When Bruno Latour came back from the Amazon rainforest, he recreated his observations as a powerful analytical argument in the form of photo-philosophical montage, playfully subverting the conventions of epistemology and the history of art Neither rehearsing nor challenging the constructivist agenda, this essay is an illustration of the mechanisms of remoteness that are left out of Latour’s “Circulating Reference” essay. One is the transformation of the observer’s affect through a spatial reversal, a condition where home or the point of provenance becomes a marker of distance. The second point is connected to the first: attachment to a place comes with learning stories and making sense of the local history.
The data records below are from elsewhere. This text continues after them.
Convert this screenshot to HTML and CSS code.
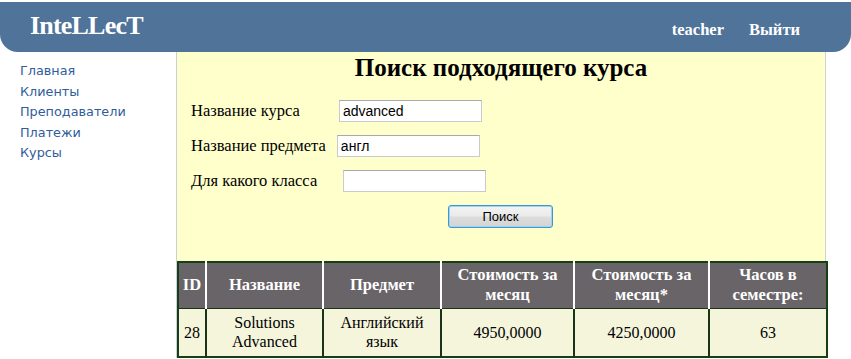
FILE: index.html
```html
<!DOCTYPE html>
<html lang="ru">
<head>
<meta charset="utf-8">
<title>InteLLecT</title>
<link rel="stylesheet" href="styles.css">
</head>
<body>
<header class="topbar">
  <div class="logo">InteLLecT</div>
  <nav class="user">
    <a href="#" class="user-link">teacher</a>
    <a href="#" class="user-link">Выйти</a>
  </nav>
</header>
<div class="layout">
  <aside class="sidebar">
    <a href="#">Главная</a>
    <a href="#">Клиенты</a>
    <a href="#">Преподаватели</a>
    <a href="#">Платежи</a>
    <a href="#">Курсы</a>
  </aside>
  <main class="panel">
    <h1 class="title">Поиск подходящего курса</h1>
    <form class="search">
      <div class="row row1"><label>Название курса</label><input type="text" value="advanced"></div>
      <div class="row row2"><label>Название предмета</label><input type="text" value="англ"></div>
      <div class="row row3"><label>Для какого класса</label><input type="text" value=""></div>
      <div class="actions"><button type="button">Поиск</button></div>
    </form>
    <table class="results">
      <colgroup>
        <col class="c-id"><col class="c-name"><col class="c-subj"><col class="c-cost"><col class="c-cost2"><col class="c-hours">
      </colgroup>
      <thead>
        <tr><th>ID</th><th>Название</th><th>Предмет</th><th>Стоимость за месяц</th><th>Стоимость за месяц*</th><th>Часов в семестре:</th></tr>
      </thead>
      <tbody>
        <tr><td>28</td><td>Solutions Advanced</td><td>Английский язык</td><td>4950,0000</td><td>4250,0000</td><td>63</td></tr>
      </tbody>
    </table>
  </main>
</div>
</body>
</html>
```
FILE: styles.css
```css
* { box-sizing: border-box; }
html, body { margin: 0; padding: 0; background: #ffffff; }
body { padding-top: 2px; font-family: "Liberation Serif", "Times New Roman", serif; }

.topbar {
  height: 50px;
  background: #4f7399;
  border-radius: 0 0 18px 18px;
  display: flex;
  align-items: center;
  justify-content: space-between;
  padding: 0 51px 0 30px;
}
.logo {
  color: #fff;
  font-weight: bold;
  font-size: 26px;
  letter-spacing: -0.8px;
  font-family: "Liberation Serif", serif;
  margin-top: -3px;
}
.user { display: flex; gap: 25px; margin-top: 5px; }
.user-link {
  color: #fff;
  text-decoration: none;
  font-weight: bold;
  font-size: 16.5px;
}

.layout { display: flex; }
.sidebar {
  width: 176px;
  padding: 9px 0 0 20px;
  display: flex;
  flex-direction: column;
}
.sidebar a {
  font-family: "DejaVu Sans", Verdana, sans-serif;
  font-size: 12.8px;
  line-height: 20.5px;
  color: #2f5d9c;
  text-decoration: none;
}

.panel {
  width: 650px;
  background: #ffffcc;
  border-left: 1px solid #c9cddc;
  border-right: 1px solid #d0d0d0;
  padding-top: 1px;
}
.title {
  margin: 1px 0 0;
  text-align: center;
  font-size: 25px;
  font-weight: bold;
  line-height: 28px;
}
.search { padding: 18px 0 0 14px; }
.row {
  display: flex;
  align-items: center;
  height: 22px;
  margin-bottom: 12.5px;
  font-size: 16.5px;
}
.row label { color: #000; }
.row input {
  height: 22px;
  width: 143px;
  border: 1px solid #c9cacd;
  border-top-color: #a7a9ad;
  background: #fff;
  font-family: "Liberation Sans", Arial, sans-serif;
  font-size: 14px;
  padding: 0 3px;
}
.row1 input { margin-left: 39px; }
.row2 input { margin-left: 11px; }
.row3 input { margin-left: 26px; }
.row2 { margin-bottom: 13px; }
.actions { padding: 1px 0 0 257px; }
.actions button {
  width: 105px;
  height: 23px;
  border: 1px solid #3a9ad0;
  border-radius: 3px;
  background: linear-gradient(#f3f3f3 0%, #ebebeb 45%, #dcdcdc 55%, #d4d4d4 100%);
  box-shadow: inset 0 0 0 1px #9fd3ef;
  font-family: "Liberation Sans", Arial, sans-serif;
  font-size: 13px;
  color: #000;
  padding: 0;
}

.results {
  margin-top: 33px;
  width: 649px;
  border-collapse: collapse;
  table-layout: fixed;
  border: 2px solid #163f16;
}
.c-id { width: 28px; }
.c-name { width: 117px; }
.c-subj { width: 118px; }
.c-cost { width: 133px; }
.c-cost2 { width: 135px; }
.c-hours { width: 118px; }
.results th {
  background: #686468;
  color: #fff;
  font-size: 16.5px;
  font-weight: bold;
  line-height: 20px;
  height: 46px;
  padding: 0 4px;
  border-left: 2px solid #ffffff;
  text-align: center;
}
.results th:first-child { border-left: none; padding: 0; }
.results td {
  background: #f5f5dc;
  font-size: 16px;
  line-height: 19px;
  height: 49px;
  text-align: center;
  border-left: 2px solid #1b321b;
  border-top: 1px solid #1b321b;
  padding: 0 4px;
}
.results td:first-child { border-left: none; padding: 0; }
```
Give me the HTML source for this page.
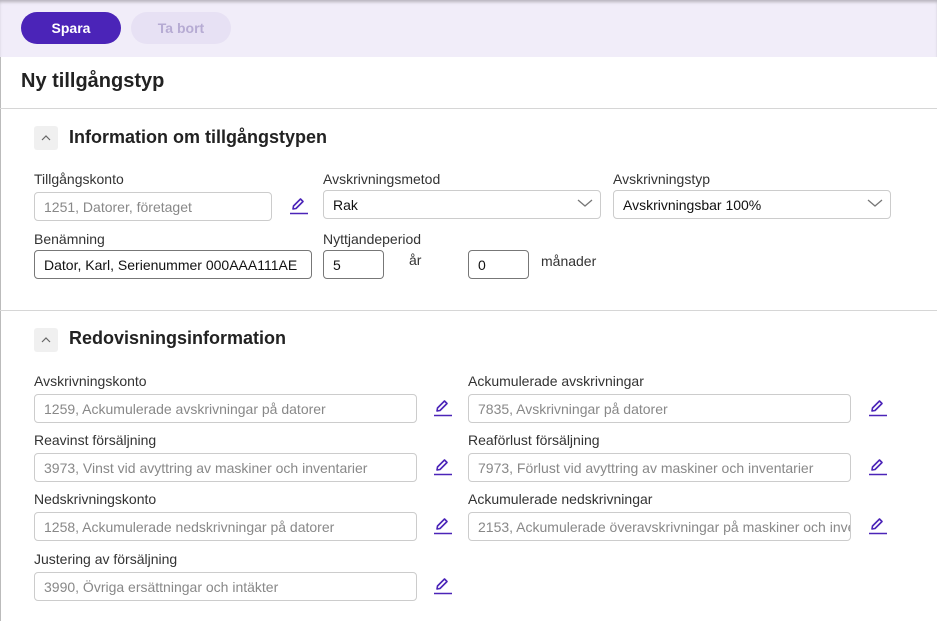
<!DOCTYPE html><html><head><meta charset="utf-8"><style>
*{box-sizing:border-box;margin:0;padding:0}
body{width:937px;height:621px;overflow:hidden;background:#fff;font-family:"Liberation Sans",sans-serif;color:#222;position:relative}
.a{position:absolute}
.top{left:0;top:0;width:937px;height:57px;background:#f1edf9;box-shadow:inset 0 3px 3px -1px rgba(0,0,0,.25)}
.btn{height:32px;top:12px;width:100px;border-radius:16px;font-size:14px;font-weight:bold;display:flex;align-items:center;justify-content:center}
.lbl{font-size:14px;color:#333}
.in{height:29px;border:1px solid #ccc;border-radius:4px;font-size:14px;color:#888;padding:0 9px;display:flex;align-items:center;white-space:nowrap;overflow:hidden;background:#fff}
.dk{border-color:#777;color:#111}
.hr{left:0;width:937px;height:1px;background:#d6d6d6}
.chev{width:24px;height:24px;background:#f0f0f0;border-radius:3px;display:flex;align-items:center;justify-content:center}
.h2{font-size:18px;font-weight:bold;color:#222}
</style></head><body>
<div class="a top"></div>
<div class="a" style="left:0;top:57px;width:1px;height:564px;background:#bbb"></div>
<div class="a btn" style="left:21px;background:#4b24b8;color:#fff">Spara</div>
<div class="a btn" style="left:131px;background:#e7e1f4;color:#b6abd3">Ta bort</div>
<div class="a" style="left:21px;top:70px;font-size:20px;font-weight:bold;color:#222">Ny tillgångstyp</div>
<div class="a hr" style="top:108px"></div>
<div class="a chev" style="left:34px;top:126px"><svg width="10" height="6"><path d="M1 5L5 1L9 5" fill="none" stroke="#666" stroke-width="1.2"/></svg></div>
<div class="a h2" style="left:69px;top:127px">Information om tillgångstypen</div>
<div class="a lbl" style="left:34px;top:171px">Tillgångskonto</div>
<div class="a in" style="left:34px;top:192px;width:238px">1251, Datorer, företaget</div>
<div class="a lbl" style="left:323px;top:171px">Avskrivningsmetod</div>
<div class="a in dk" style="left:323px;top:190px;width:278px;border-color:#ccc">Rak</div>
<div class="a lbl" style="left:613px;top:171px">Avskrivningstyp</div>
<div class="a in dk" style="left:613px;top:190px;width:278px;border-color:#ccc">Avskrivningsbar 100%</div>
<svg class="a" style="left:577px;top:198px" width="16" height="10"><path d="M1 2L8 8L15 2" fill="none" stroke="#777" stroke-width="1.3"/></svg>
<svg class="a" style="left:867px;top:198px" width="16" height="10"><path d="M1 2L8 8L15 2" fill="none" stroke="#777" stroke-width="1.3"/></svg>
<div class="a lbl" style="left:34px;top:231px">Benämning</div>
<div class="a in dk" style="left:34px;top:250px;width:278px">Dator, Karl, Serienummer 000AAA111AE</div>
<div class="a lbl" style="left:323px;top:231px">Nyttjandeperiod</div>
<div class="a in dk" style="left:323px;top:250px;width:61px">5</div>
<div class="a lbl" style="left:409px;top:252px">år</div>
<div class="a in dk" style="left:468px;top:250px;width:61px">0</div>
<div class="a lbl" style="left:541px;top:253px">månader</div>
<div class="a hr" style="top:310px"></div>
<div class="a chev" style="left:34px;top:328px"><svg width="10" height="6"><path d="M1 5L5 1L9 5" fill="none" stroke="#666" stroke-width="1.2"/></svg></div>
<div class="a h2" style="left:69px;top:328px">Redovisningsinformation</div>

<div class="a lbl" style="left:34px;top:373px">Avskrivningskonto</div>
<div class="a in" style="left:34px;top:394px;width:383px">1259, Ackumulerade avskrivningar på datorer</div>
<div class="a lbl" style="left:468px;top:373px">Ackumulerade avskrivningar</div>
<div class="a in" style="left:468px;top:394px;width:383px">7835, Avskrivningar på datorer</div>
<div class="a lbl" style="left:34px;top:432px">Reavinst försäljning</div>
<div class="a in" style="left:34px;top:453px;width:383px">3973, Vinst vid avyttring av maskiner och inventarier</div>
<div class="a lbl" style="left:468px;top:432px">Reaförlust försäljning</div>
<div class="a in" style="left:468px;top:453px;width:383px">7973, Förlust vid avyttring av maskiner och inventarier</div>
<div class="a lbl" style="left:34px;top:491px">Nedskrivningskonto</div>
<div class="a in" style="left:34px;top:512px;width:383px">1258, Ackumulerade nedskrivningar på datorer</div>
<div class="a lbl" style="left:468px;top:491px">Ackumulerade nedskrivningar</div>
<div class="a in" style="left:468px;top:512px;width:383px">2153, Ackumulerade överavskrivningar på maskiner och inventarier</div>
<div class="a lbl" style="left:34px;top:551px">Justering av försäljning</div>
<div class="a in" style="left:34px;top:572px;width:383px">3990, Övriga ersättningar och intäkter</div>

<svg width="0" height="0" style="position:absolute"><defs><g id="p"><path d="M4 13L4.5 10L11.5 3L14 5.5L7 12.5Z" fill="none" stroke="#4b24b8" stroke-width="1.6" stroke-linejoin="round"/><path d="M1 17.5H19" stroke="#4b24b8" stroke-width="1.6"/></g></defs></svg>
<svg class="a" style="left:289px;top:196px" width="20" height="20"><use href="#p"/></svg>
<svg class="a" style="left:433px;top:398px" width="20" height="20"><use href="#p"/></svg>
<svg class="a" style="left:868px;top:398px" width="20" height="20"><use href="#p"/></svg>
<svg class="a" style="left:433px;top:457px" width="20" height="20"><use href="#p"/></svg>
<svg class="a" style="left:868px;top:457px" width="20" height="20"><use href="#p"/></svg>
<svg class="a" style="left:433px;top:516px" width="20" height="20"><use href="#p"/></svg>
<svg class="a" style="left:868px;top:516px" width="20" height="20"><use href="#p"/></svg>
<svg class="a" style="left:433px;top:576px" width="20" height="20"><use href="#p"/></svg>
</body></html>
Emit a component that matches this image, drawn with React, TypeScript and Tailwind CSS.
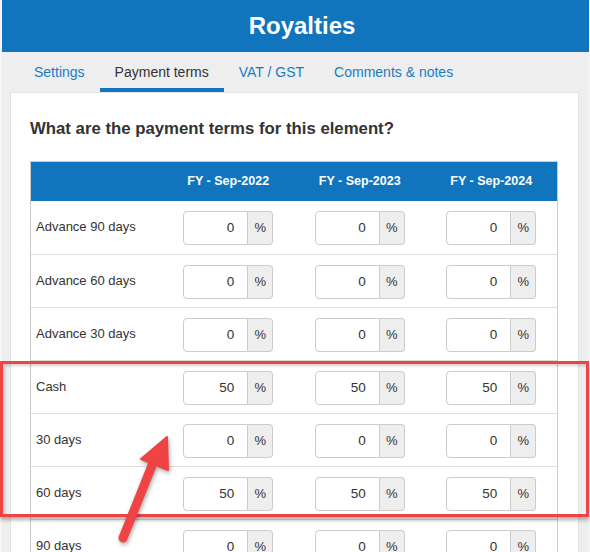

For me, it became hard to separate the personal and professional in my experience of remoteness, which is the reason I turned to not an analytical but a methodological argument here.
Predicting the sensitivity of permafrost to a warming climate is the purpose of the Samoylov station, and thanks to science studies we are well equipped to understand this agenda and analyze the research activities. However, getting to Tiksi is a shock that no historiography can prepare one for. To land in Tiksi is to confront the end of Soviet history laid bare. The averted apocalypse of the Soviet collapse is a hypocrisy; Tiksi’s remoteness is a monument to the violence of abandonment. My turn to representation in this essay is a deliberate response to this shock. I put forward a case that today’s conversation can be opened up to include a larger sequence of mediators in order to recapture our changing relations with nature. Rethinking the modernization project is predicated on acknowledging its inheritance. If both “remoteness” and “modernity” are notoriously vague terms, then instances of their dramatization such as those discussed above matter even more. In any case, it is certain that neither the “post-polar” nor the “post-Soviet” category will have full analytical power without first making sense of Soviet presence in the Arctic, Antarctic, and Siberian regions and its public articulations.